Step 4: Create Primary and Secondary Segments
This step combines what you’ve learned so far about how customer values differ and about your costs and constraints in serving different customers. Most firms will find it convenient to segment your marketplace in multiple stages. The number of stages depends on the number of critical value drivers that create substantial differences in value delivery among customer groups. In theory, your primary segmentation is based on the most important criterion differentiating your customers. Your secondary segmentation divides primary segments into distinct subgroups according to your second most important criterion, and so on.
In practice, however, the deeper your successive segmentations, the more unmanageable the number of segments you identify. Minor differences among subsegments will have little impact on pricing policies. Therefore, focusing on primary and secondary segments should be sufficient for most firms.
Step 5: Create Detailed Segment Descriptions
Value-based market segmentation variables can look meaningful to the price strategist, but segments should be described in everyday business terms so that salespeople and marketing communications planners know what kinds of customers each segment represents.
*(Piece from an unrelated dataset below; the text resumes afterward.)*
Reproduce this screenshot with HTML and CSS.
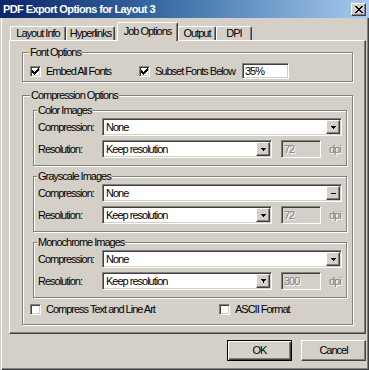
FILE: index.html
```html
<!DOCTYPE html>
<html>
<head>
<meta charset="utf-8">
<link rel="stylesheet" href="styles.css">
</head>
<body>
<div class="window">
  <div class="titlebar">
    <span class="title">PDF Export Options for Layout 3</span>
    <div class="close raised">
      <svg width="8" height="7" viewBox="0 0 8 7" shape-rendering="crispEdges"><path d="M0 0h2v1H0zM6 0h2v1H6zM1 1h2v1H1zM5 1h2v1H5zM2 2h4v1H2zM3 3h2v1H3zM2 4h4v1H2zM1 5h2v1H1zM5 5h2v1H5zM0 6h2v1H0zM6 6h2v1H6z"/></svg>
    </div>
  </div>
  <div class="frame">
    <div class="tabs">
      <div class="tab tab-layout">Layout Info</div>
      <div class="tab tab-hyper">Hyperlinks</div>
      <div class="tab tab-job active">Job Options</div>
      <div class="tab tab-output">Output</div>
      <div class="tab tab-dpi">DPI</div>
    </div>
    <div class="panel">
      <fieldset class="group group-font">
        <legend>Font Options</legend>
        <div class="font-row">
          <div class="check opt-embed"><span class="box"><svg width="7" height="7" viewBox="0 0 7 7" shape-rendering="crispEdges"><path d="M6 0h1v1H6zM5 1h2v1H5zM0 2h1v1H0zM4 2h3v1H4zM0 3h2v1H0zM3 3h3v1H3zM0 4h5v1H0zM1 5h3v1H1zM2 6h1v1H2z"/></svg></span><span>Embed All Fonts</span></div>
          <div class="check opt-subset"><span class="box"><svg width="7" height="7" viewBox="0 0 7 7" shape-rendering="crispEdges"><path d="M6 0h1v1H6zM5 1h2v1H5zM0 2h1v1H0zM4 2h3v1H4zM0 3h2v1H0zM3 3h3v1H3zM0 4h5v1H0zM1 5h3v1H1zM2 6h1v1H2z"/></svg></span><span>Subset Fonts Below</span></div>
          <div class="textbox">35%</div>
        </div>
      </fieldset>
      <fieldset class="group group-comp">
        <legend>Compression Options</legend>
        <fieldset class="group sub">
          <legend>Color Images</legend>
          <div class="row">
            <span class="lbl">Compression:</span>
            <div class="combo combo-wide"><span class="combo-text">None</span><span class="drop raised"><svg width="5" height="3" viewBox="0 0 5 3" shape-rendering="crispEdges"><path d="M0 0h5v1H0zM1 1h3v1H1zM2 2h1v1H2z"/></svg></span></div>
          </div>
          <div class="row">
            <span class="lbl">Resolution:</span>
            <div class="combo combo-res"><span class="combo-text">Keep resolution</span><span class="drop raised"><svg width="5" height="3" viewBox="0 0 5 3" shape-rendering="crispEdges"><path d="M0 0h5v1H0zM1 1h3v1H1zM2 2h1v1H2z"/></svg></span></div>
            <div class="field">72</div>
            <span class="unit">dpi</span>
          </div>
        </fieldset>
        <fieldset class="group sub">
          <legend>Grayscale Images</legend>
          <div class="row">
            <span class="lbl">Compression:</span>
            <div class="combo combo-wide"><span class="combo-text">None</span><span class="drop raised"><svg width="5" height="3" viewBox="0 0 5 3" shape-rendering="crispEdges"><path d="M0 1h5v1H0z"/></svg></span></div>
          </div>
          <div class="row">
            <span class="lbl">Resolution:</span>
            <div class="combo combo-res"><span class="combo-text">Keep resolution</span><span class="drop raised"><svg width="5" height="3" viewBox="0 0 5 3" shape-rendering="crispEdges"><path d="M0 0h5v1H0zM1 1h3v1H1zM2 2h1v1H2z"/></svg></span></div>
            <div class="field">72</div>
            <span class="unit">dpi</span>
          </div>
        </fieldset>
        <fieldset class="group sub">
          <legend>Monochrome Images</legend>
          <div class="row">
            <span class="lbl">Compression:</span>
            <div class="combo combo-wide"><span class="combo-text">None</span><span class="drop raised"><svg width="5" height="3" viewBox="0 0 5 3" shape-rendering="crispEdges"><path d="M0 0h5v1H0zM1 1h3v1H1zM2 2h1v1H2z"/></svg></span></div>
          </div>
          <div class="row">
            <span class="lbl">Resolution:</span>
            <div class="combo combo-res"><span class="combo-text">Keep resolution</span><span class="drop raised"><svg width="5" height="4" viewBox="0 0 5 4" shape-rendering="crispEdges"><path d="M0 0h5v1H0zM1 1h3v1H1zM2 2h1v2H2z"/></svg></span></div>
            <div class="field">300</div>
            <span class="unit">dpi</span>
          </div>
        </fieldset>
        <div class="check-row">
          <div class="check opt-compress"><span class="box"></span><span>Compress Text and Line Art</span></div>
          <div class="check"><span class="box"></span><span>ASCII Format</span></div>
        </div>
      </fieldset>
    </div>
    <div class="buttons">
      <div class="btn btn-default">OK</div>
      <div class="btn">Cancel</div>
    </div>
  </div>
</div>
</body>
</html>
```

FILE: styles.css
```css
* { box-sizing: border-box; }
html, body { margin: 0; padding: 0; }
body {
  width: 369px;
  height: 370px;
  overflow: hidden;
  background: #d4d0c8;
  font-family: "Liberation Sans", Arial, sans-serif;
  font-size: 11px;
  line-height: 13px;
  letter-spacing: -1px;
  color: #000;
}
.window {
  width: 369px;
  height: 370px;
  display: flex;
  flex-direction: column;
}
.titlebar {
  height: 18px;
  flex: none;
  display: flex;
  align-items: center;
  justify-content: space-between;
  padding: 0 3px 0 3px;
  background: linear-gradient(to right, #0a246a 0%, #3a6ea5 45%, #a6caf0 100%);
}
.title {
  color: #fff;
  font-weight: bold;
  letter-spacing: -0.6px;
}
.raised {
  background: #d4d0c8;
  border: 1px solid;
  border-color: #fff #404040 #404040 #fff;
  box-shadow: inset -1px -1px 0 #808080;
}
.close {
  width: 15px;
  height: 13px;
  display: flex;
  align-items: center;
  justify-content: center;
}
.frame {
  flex: 1;
  padding: 0 3px 0 9px;
  box-shadow: inset 1px 0 0 #d4d0c8, inset 2px 0 0 #fff, inset -1px -1px 0 #404040, inset -2px -2px 0 #808080;
}
.tabs {
  height: 22px;
  display: flex;
  align-items: flex-end;
  padding-left: 1px;
}
.tab {
  height: 14px;
  border-top: 1px solid #fff;
  border-left: 1px solid #fff;
  border-right: 1px solid #404040;
  border-radius: 2px 2px 0 0;
  box-shadow: inset -1px 0 0 #808080;
  text-align: center;
  line-height: 13px;
  flex: none;
}
.tab-layout { width: 56px; }
.tab-hyper { width: 49px; }
.tab-job { width: 61px; margin-left: 2px; }
.tab-output { width: 38px; }
.tab-dpi { width: 36px; }
.tab.active {
  height: 19px;
  margin-bottom: -1px;
  padding-top: 2px;
  background: #d4d0c8;
  position: relative;
  z-index: 1;
}
.panel {
  height: 294px;
  border: 1px solid;
  border-color: #fff #404040 #404040 #fff;
  box-shadow: inset -1px -1px 0 #808080;
  padding: 0 12px 0 12px;
}
.group {
  margin: 0;
  padding: 0;
  min-width: 0;
  border: 1px solid #808080;
  box-shadow: inset 1px 1px 0 #fff, 1px 1px 0 #fff;
}
.group > legend {
  padding: 0 1px;
  margin-left: -1px;
  line-height: 13px;
  background: #d4d0c8;
}
.group-font {
  margin-top: 5px;
  padding: 4px 7px 2px 7px;
}
.group-comp {
  margin-top: 7px;
  padding: 2px 5px 8px 10px;
}
.group-comp > legend { margin-left: -3px; }
.sub { padding: 1px 4px 7px 4px; }
.sub + .sub { margin-top: 4px; }
.font-row {
  display: flex;
  align-items: center;
  height: 16px;
}
.check {
  display: flex;
  align-items: center;
  gap: 5px;
  flex: none;
}
.opt-embed { width: 109px; }
.opt-subset { width: 103px; }
.opt-compress { width: 189px; }
.box {
  width: 11px;
  height: 11px;
  flex: none;
  background: #fff;
  border: 1px solid;
  border-color: #808080 #fff #fff #808080;
  box-shadow: inset 1px 1px 0 #404040, inset -1px -1px 0 #d4d0c8;
  display: flex;
  align-items: center;
  justify-content: center;
}
.sunken {
  border: 1px solid;
}
.textbox {
  width: 47px;
  height: 16px;
  background: #fff;
  border: 1px solid;
  border-color: #808080 #fff #fff #808080;
  box-shadow: inset 1px 1px 0 #404040, inset -1px -1px 0 #d4d0c8;
  padding-left: 2px;
  line-height: 14px;
}
.row {
  display: flex;
  align-items: center;
  height: 18px;
}
.row + .row { margin-top: 4px; }
.lbl { width: 64px; flex: none; }
.combo {
  height: 18px;
  display: flex;
  align-items: center;
  background: #fff;
  border: 1px solid;
  border-color: #808080 #fff #fff #808080;
  box-shadow: inset 1px 1px 0 #404040, inset -1px -1px 0 #d4d0c8;
  padding: 1px;
}
.combo-wide { flex: 1; }
.combo-res { width: 170px; flex: none; }
.combo-text { flex: 1; padding-left: 2px; line-height: 14px; }
.drop {
  width: 14px;
  height: 14px;
  flex: none;
  display: flex;
  align-items: center;
  justify-content: center;
}
.field {
  width: 40px;
  height: 18px;
  flex: none;
  margin-left: 9px;
  background: #d4d0c8;
  border: 1px solid;
  border-color: #808080 #fff #fff #808080;
  box-shadow: inset 1px 1px 0 #404040, inset -1px -1px 0 #d4d0c8;
  padding-left: 2px;
  line-height: 16px;
  color: #808080;
  text-shadow: 1px 1px 0 #fff;
}
.unit {
  margin-left: 8px;
  color: #808080;
  text-shadow: 1px 1px 0 #fff;
}
.check-row {
  display: flex;
  align-items: center;
  height: 13px;
  margin-top: 5px;
  margin-left: -3px;
}
.buttons {
  display: flex;
  justify-content: flex-end;
  gap: 9px;
  margin-top: 6px;
}
.btn {
  width: 65px;
  height: 21px;
  background: #d4d0c8;
  border: 1px solid;
  border-color: #fff #404040 #404040 #fff;
  box-shadow: inset -1px -1px 0 #808080;
  display: flex;
  align-items: center;
  justify-content: center;
}
.btn-default {
  border-color: #000;
  box-shadow: inset 1px 1px 0 #fff, inset -1px -1px 0 #404040, inset -2px -2px 0 #808080;
}
```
Step 6: Develop Segment Metrics and Fences
This is the next logical step in pricing strategy and management. In this final step, it is important to recognize that segmentation is not useful until you develop the metrics of value delivery to market segments and devise fences that encourage customers to accept price policies for their segments. Metrics are the basis for tracking the value customers receive and how they pay for it. Fences are policies, rules, programs, and structures that customers must follow to qualify for price discounts or rewards.
Firms should choose metrics and fences that help to enforce premium prices for high value segments, and allow feature repackaging and unbundling to appeal to low-value and low-cost-to-serve segments. The result should be a menu of prices, products, services, and bundles that reflect different value received for different prices paid.